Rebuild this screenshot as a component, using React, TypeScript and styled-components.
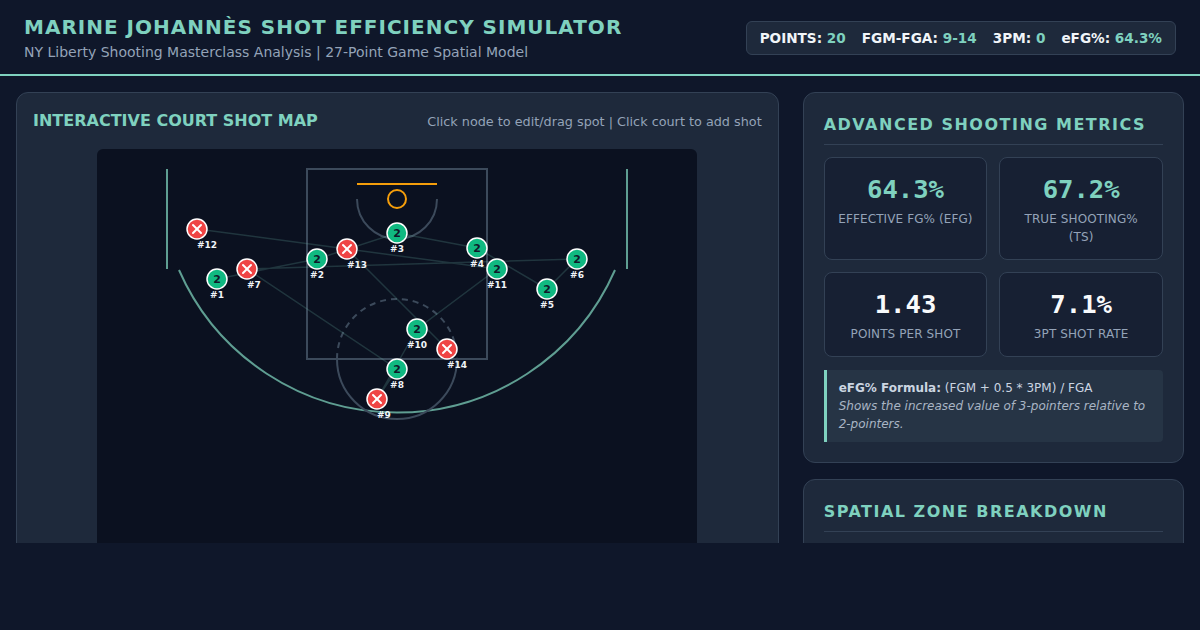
import React from 'react';
import styled, { createGlobalStyle } from 'styled-components';

type Shot = { id: number; x: number; y: number; made: boolean; pts: number };

const shots: Shot[] = [
  { id: 1, x: 120, y: 130, made: true, pts: 2 },
  { id: 2, x: 220, y: 110, made: true, pts: 2 },
  { id: 3, x: 300, y: 84, made: true, pts: 2 },
  { id: 4, x: 380, y: 99, made: true, pts: 2 },
  { id: 5, x: 450, y: 140, made: true, pts: 2 },
  { id: 6, x: 480, y: 110, made: true, pts: 2 },
  { id: 7, x: 150, y: 120, made: false, pts: 2 },
  { id: 8, x: 300, y: 220, made: true, pts: 2 },
  { id: 9, x: 280, y: 250, made: false, pts: 2 },
  { id: 10, x: 320, y: 180, made: true, pts: 2 },
  { id: 11, x: 400, y: 120, made: true, pts: 2 },
  { id: 12, x: 100, y: 80, made: false, pts: 2 },
  { id: 13, x: 250, y: 100, made: false, pts: 2 },
  { id: 14, x: 350, y: 200, made: false, pts: 2 },
];

const metrics = [
  { value: '64.3%', label: 'Effective FG% (eFG)', accent: true },
  { value: '67.2%', label: 'True Shooting% (TS)', accent: true },
  { value: '1.43', label: 'Points Per Shot', accent: false },
  { value: '7.1%', label: '3PT Shot Rate', accent: false },
];

const GlobalStyle = createGlobalStyle`
  body {
    margin: 0;
    background: #0f172a;
    color: #e2e8f0;
    font-family: "DejaVu Sans", Verdana, sans-serif;
  }
`;

const App = () => {
  const path = shots.map((s, i) => `${i === 0 ? 'M' : 'L'} ${s.x} ${s.y}`).join(' ');

  return (
    <>
      <GlobalStyle />
      <Header>
        <div>
          <Title>Marine Johannès Shot Efficiency Simulator</Title>
          <Subtitle>NY Liberty Shooting Masterclass Analysis | 27-Point Game Spatial Model</Subtitle>
        </div>
        <StatsBar>
          <Stat>POINTS: <StatValue>20</StatValue></Stat>
          <Stat>FGM-FGA: <StatValue>9-14</StatValue></Stat>
          <Stat>3PM: <StatValue>0</StatValue></Stat>
          <Stat>eFG%: <StatValue>64.3%</StatValue></Stat>
        </StatsBar>
      </Header>

      <Main>
        <Grid>
          <Card>
            <CardHead>
              <CourtTitle>Interactive Court Shot Map</CourtTitle>
              <Hint>Click node to edit/drag spot | Click court to add shot</Hint>
            </CardHead>
            <CourtWrap>
              <svg width="600" height="470" viewBox="0 0 600 470">
                <line x1="70" y1="20" x2="70" y2="120" stroke="#5f9e92" strokeWidth="2" />
                <line x1="530" y1="20" x2="530" y2="120" stroke="#5f9e92" strokeWidth="2" />
                <path d="M 82 121 A 238 238 0 0 0 518 121" fill="none" stroke="#5f9e92" strokeWidth="2" />
                <rect x="210" y="20" width="180" height="190" fill="none" stroke="#3c4a5b" strokeWidth="2" />
                <path d="M 240 210 A 60 60 0 0 1 360 210" fill="none" stroke="#3c4a5b" strokeWidth="2" strokeDasharray="6 5" />
                <path d="M 240 210 A 60 60 0 0 0 360 210" fill="none" stroke="#3c4a5b" strokeWidth="2" />
                <path d="M 260 50 A 40 40 0 0 0 340 50" fill="none" stroke="#3c4a5b" strokeWidth="2" />
                <line x1="260" y1="35" x2="340" y2="35" stroke="#f59e0b" strokeWidth="2" />
                <circle cx="300" cy="50" r="9" fill="none" stroke="#f59e0b" strokeWidth="2" />

                <path d={path} fill="none" stroke="#6fb8a8" strokeOpacity="0.22" strokeWidth="1.5" />

                {shots.map(s => (
                  <g key={s.id}>
                    <circle cx={s.x} cy={s.y} r="10" fill={s.made ? '#10b981' : '#ef4444'} stroke="#ffffff" strokeWidth="1.5" />
                    {s.made ? (
                      <NodeText x={s.x} y={s.y + 4} textAnchor="middle">{s.pts}</NodeText>
                    ) : (
                      <g stroke="#ffffff" strokeWidth="2" strokeLinecap="round">
                        <line x1={s.x - 4} y1={s.y - 4} x2={s.x + 4} y2={s.y + 4} />
                        <line x1={s.x + 4} y1={s.y - 4} x2={s.x - 4} y2={s.y + 4} />
                      </g>
                    )}
                    <NodeLabel x={s.x} y={s.y + 19} textAnchor={s.made ? 'middle' : 'start'}>#{s.id}</NodeLabel>
                  </g>
                ))}
              </svg>
            </CourtWrap>
          </Card>

          <Side>
            <Panel>
              <PanelTitle>Advanced Shooting Metrics</PanelTitle>
              <MetricGrid>
                {metrics.map(m => (
                  <Metric key={m.label}>
                    <MetricValue $accent={m.accent}>{m.value}</MetricValue>
                    <MetricLabel>{m.label}</MetricLabel>
                  </Metric>
                ))}
              </MetricGrid>
              <Formula>
                <div><strong>eFG% Formula:</strong> (FGM + 0.5 * 3PM) / FGA</div>
                <em>Shows the increased value of 3-pointers relative to 2-pointers.</em>
              </Formula>
            </Panel>
            <Panel>
              <PanelTitle>Spatial Zone Breakdown</PanelTitle>
            </Panel>
          </Side>
        </Grid>
      </Main>
    </>
  );
};

export default App;

const Header = styled.header`
  display: flex;
  justify-content: space-between;
  align-items: center;
  height: 76px;
  box-sizing: border-box;
  padding: 2px 24px 0;
  border-bottom: 2px solid #7fd1bf;
`;

const Title = styled.h1`
  margin: 0;
  font-size: 20px;
  line-height: 24px;
  font-weight: bold;
  letter-spacing: 1px;
  text-transform: uppercase;
  color: #7fd1bf;
`;

const Subtitle = styled.div`
  margin-top: 5px;
  font-size: 14px;
  line-height: 17px;
  color: #94a3b8;
`;

const StatsBar = styled.div`
  display: flex;
  gap: 16px;
  padding: 8px 13px;
  background: #1e293b;
  border: 1px solid #334155;
  border-radius: 6px;
  font-size: 13.6px;
  line-height: 16px;
  font-weight: bold;
  color: #f1f5f9;
`;

const Stat = styled.span`
  white-space: nowrap;
`;

const StatValue = styled.span`
  color: #7fd1bf;
`;

const Main = styled.main`
  padding: 16px 16px 0;
`;

const Grid = styled.div`
  display: grid;
  grid-template-columns: 2fr 1fr;
  gap: 24px;
  height: 451px;
  overflow: hidden;
  align-items: start;
`;

const Card = styled.section`
  background: #1e293b;
  border: 1px solid #334155;
  border-radius: 12px;
  padding: 16px;
`;

const CardHead = styled.div`
  display: flex;
  justify-content: space-between;
  align-items: center;
  margin-bottom: 17px;
  padding-top: 1px;
`;

const CourtTitle = styled.h2`
  margin: 0;
  font-size: 16px;
  line-height: 22px;
  text-transform: uppercase;
  color: #7fd1bf;
`;

const Hint = styled.span`
  font-size: 12.8px;
  color: #94a3b8;
`;

const CourtWrap = styled.div`
  width: 600px;
  margin: 0 auto;
  background: #0b1120;
  border-radius: 6px;
  overflow: hidden;

  svg {
    display: block;
  }
`;

const NodeText = styled.text`
  font-family: "DejaVu Sans", sans-serif;
  font-size: 11px;
  font-weight: bold;
  fill: #0f172a;
`;

const NodeLabel = styled.text`
  font-family: "DejaVu Sans", sans-serif;
  font-size: 9px;
  font-weight: bold;
  fill: #f1f5f9;
`;

const Side = styled.div`
  display: flex;
  flex-direction: column;
  gap: 16px;
`;

const Panel = styled.section`
  background: #1e293b;
  border: 1px solid #334155;
  border-radius: 12px;
  padding: 20px;
`;

const PanelTitle = styled.h2`
  margin: 0 0 12px;
  padding-top: 1px;
  padding-bottom: 9px;
  border-bottom: 1px solid #334155;
  font-size: 16px;
  line-height: 21px;
  letter-spacing: 1.5px;
  text-transform: uppercase;
  color: #7fd1bf;
`;

const MetricGrid = styled.div`
  display: grid;
  grid-template-columns: 1fr 1fr;
  gap: 12px;
`;

const Metric = styled.div`
  background: #172033;
  border: 1px solid #334155;
  border-radius: 8px;
  padding: 16px 12px 13px;
  text-align: center;
`;

const MetricValue = styled.div<{ $accent: boolean }>`
  font-family: "DejaVu Sans Mono", monospace;
  font-size: 25.6px;
  line-height: 30px;
  font-weight: bold;
  color: ${p => (p.$accent ? '#7fd1bf' : '#f8fafc')};
`;

const MetricLabel = styled.div`
  margin-top: 6px;
  font-size: 12px;
  line-height: 18px;
  letter-spacing: 0.1px;
  text-transform: uppercase;
  color: #94a3b8;
`;

const Formula = styled.div`
  margin-top: 13px;
  padding: 9px 12px;
  background: #263445;
  border-left: 3px solid #7fd1bf;
  border-radius: 0 4px 4px 0;
  font-size: 12px;
  line-height: 18px;
  color: #cbd5e1;

  strong {
    color: #cbd5e1;
  }

  em {
    color: #a9b5c4;
  }
`;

**WHAT THE TASK ASKS:** Exactly reproduce the run of lines from the start of the listing through the line with "number; x: number;", inclusive; pictures are not copied.

**SOLUTION TO THE EXERCISE:**
Rebuild this screenshot as a component, using React, TypeScript and styled-components.
import React from 'react';
import styled, { createGlobalStyle } from 'styled-components';

type Shot = { id: number; x: number; y: number; made: boolean; pts: number };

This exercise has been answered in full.